Travel often takes you to famous places. National parks, historic landmarks, scenic viewpoints, where the beauty of the landscape is obvious the moment you arrive.
And then there are the places that don’t really seem to fit into any category.
My trip to the Salton Sea and nearby Slab City falls firmly into another category. Interesting might be the best word to describe both places.
The Salton Sea itself looks out of place the first time you see it. Sitting in the middle of the California desert, it looks like a massive inland lake that shouldn’t really be there. And in many ways, it wasn’t supposed to exist in the form it does today. The modern sea was created in the early 1900s when flooding from the Colorado River filled a low basin in the desert.

From a distance, it looks peaceful enough with water under the desert sun. But as you get closer, the atmosphere changes.
Shorelines show the effects of decades of environmental challenges. The water level has fluctuated. Some areas appear almost surreal, with abandoned structures and quiet stretches of beach that feel frozen in time. The surrounding desert landscape adds to the sense that you’ve arrived somewhere far removed from the busy world.
And then there’s Slab City.
If the Salton Sea feels unusual, Slab City feels like stepping into an entirely different social experiment.

Located on the site of an old military base, Slab City is an off-grid community where people have created an improvised settlement in the desert. RVs, trailers, handmade structures, and art installations dot the landscape. Some residents stay seasonally, escaping colder climates in winter, while others live there year-round.

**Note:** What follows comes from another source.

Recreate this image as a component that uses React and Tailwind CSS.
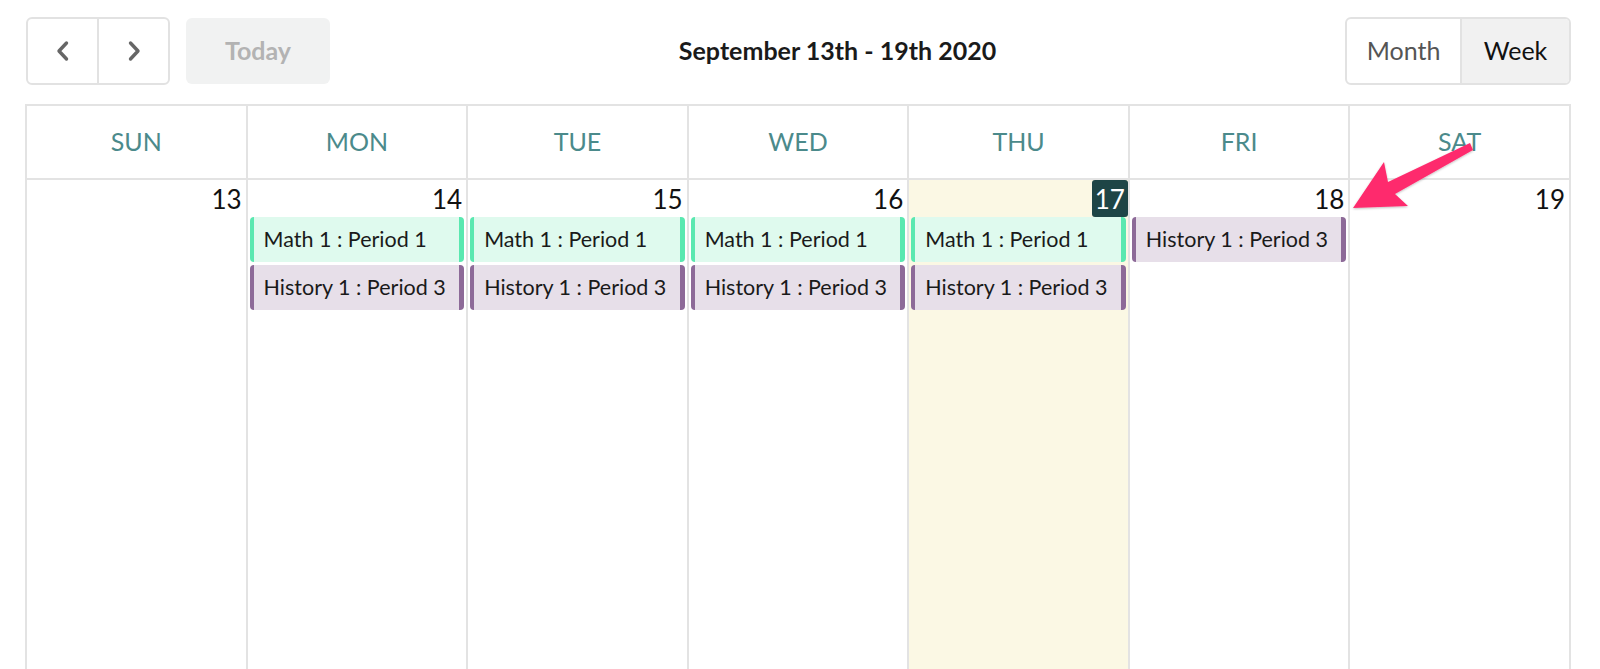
import React from 'react'

const days = [
  { name: 'SUN', num: 13, events: [] },
  { name: 'MON', num: 14, events: ['math', 'history'] },
  { name: 'TUE', num: 15, events: ['math', 'history'] },
  { name: 'WED', num: 16, events: ['math', 'history'] },
  { name: 'THU', num: 17, events: ['math', 'history'], today: true },
  { name: 'FRI', num: 18, events: ['history'] },
  { name: 'SAT', num: 19, events: [] },
]

const eventStyles = {
  math: {
    label: 'Math 1 : Period 1',
    cls: 'bg-[#dffaee] border-[#5ae8b0]',
  },
  history: {
    label: 'History 1 : Period 3',
    cls: 'bg-[#e7dfe9] border-[#8d6a98]',
  },
}

function Chevron({ dir }) {
  return (
    <svg width="18" height="24" viewBox="0 0 18 24" fill="none">
      <path
        d={dir === 'left' ? 'M12.5 4 L5 12 L12.5 20' : 'M5.5 4 L13 12 L5.5 20'}
        stroke="#666"
        strokeWidth="3.4"
        strokeLinecap="round"
        strokeLinejoin="round"
      />
    </svg>
  )
}

export default function App() {
  return (
    <div className="relative h-[669px] overflow-hidden bg-white pl-[25px] pr-[29px] pt-[17px] font-['Lato','Noto_Sans',sans-serif]">
      {/* Toolbar */}
      <div className="flex items-center h-[68px]">
        <div className="flex h-[68px] w-[144px] ml-[1px] rounded-[6px] border-2 border-[#e2e2e2]">
          <button className="flex-1 flex items-center justify-center border-r-2 border-[#e2e2e2]">
            <Chevron dir="left" />
          </button>
          <button className="flex-1 flex items-center justify-center">
            <Chevron dir="right" />
          </button>
        </div>
        <button className="ml-[16px] h-[66px] w-[144px] rounded-[6px] bg-[#f1f2f2] text-[25px] font-bold text-[#b3b3b3]">
          Today
        </button>
        <div className="flex-1 text-center text-[25px] font-bold text-[#1a1a1a]">
          September 13th - 19th 2020
        </div>
        <div className="flex h-[68px] w-[226px] rounded-[6px] border-2 border-[#e2e2e2] overflow-hidden text-[25px]">
          <button className="w-[115px] border-r-2 border-[#e2e2e2] text-[#555]">Month</button>
          <button className="flex-1 bg-[#f1f1f1] text-[#111]">Week</button>
        </div>
      </div>

      {/* Calendar */}
      <div className="mt-[19px] grid grid-cols-7 border-r-2 border-t-2 border-[#e3e3e3]">
        {days.map((d) => (
          <div
            key={d.name}
            className="h-[74px] flex items-center justify-center border-l-2 border-b-2 border-[#e3e3e3] text-[25px] text-[#4b8a8b]"
          >
            {d.name}
          </div>
        ))}
        {days.map((d) => (
          <div
            key={d.num}
            className={`h-[500px] border-l-2 border-[#e3e3e3] ${d.today ? 'bg-[#fbf8e4]' : ''}`}
          >
            <div className="flex justify-end h-[37px]">
              {d.today ? (
                <span className="flex items-center justify-center w-[36px] h-[37px] rounded-[3px] bg-[#1e4546] text-white text-[26px] leading-none">
                  {d.num}
                </span>
              ) : (
                <span className="pr-[4px] pt-[6px] text-[26px] leading-none text-[#111]">{d.num}</span>
              )}
            </div>
            <div className="flex flex-col gap-[3px] px-[2px]">
              {d.events.map((e) => (
                <div
                  key={e}
                  className={`h-[45px] flex items-center rounded-[4px] border-l-[4px] border-r-[5px] pl-[10px] text-[21.5px] text-[#1a1a1a] whitespace-nowrap overflow-hidden ${eventStyles[e].cls}`}
                >
                  {eventStyles[e].label}
                </div>
              ))}
            </div>
          </div>
        ))}
      </div>

      {/* Annotation arrow */}
      <svg className="absolute left-0 top-0 pointer-events-none" width="1600" height="669">
        <defs>
          <filter id="sh" x="-20%" y="-20%" width="140%" height="140%">
            <feDropShadow dx="0" dy="1" stdDeviation="1.2" floodColor="#000" floodOpacity="0.25" />
          </filter>
        </defs>
        <polygon
          points="1353,208 1408,206 1395,194 1473,150 1470,143 1388,182 1384,162"
          fill="#fe2c6d"
          filter="url(#sh)"
          strokeLinejoin="round"
        />
      </svg>
    </div>
  )
}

The place has earned the nickname “the last free place in America,” and walking through it you can see why. There are no conventional city streets. No zoning regulations or neat rows of houses. There are no laws or rent paid and everyone polices themselves. Instead, the landscape is filled with a patchwork of creativity, survival, and improvisation.
One of the most well-known landmarks nearby is Salvation Mountain, a colorful hillside covered in painted messages and artwork created by a local resident decades ago. Against the backdrop of the desert, it feels both whimsical and strangely inspiring.
Like many places in Arizona and part of California, what struck me most about visiting the Salton Sea and Slab City was the sense of remoteness. You feel far away from the familiar rhythms of cities and suburbs. The desert stretches in every direction, and the people who choose to spend time there seem drawn by that very remoteness.
It’s not a place you visit for polished tourist attractions; it’s a place you visit because you’re curious. You are curious about landscapes that don’t quite fit expectations and about communities that exist outside conventional systems. You feel like you are on the edge of the map.
Travel isn’t always about finding the most beautiful destination. Sometimes it’s about discovering places that make you pause and think, “Well, this is different.” The Salton Sea and Slab City certainly fall into that category.
They may not appear on every traveler’s bucket list, but they offer something many famous destinations don’t: a glimpse of life lived far from the usual rules.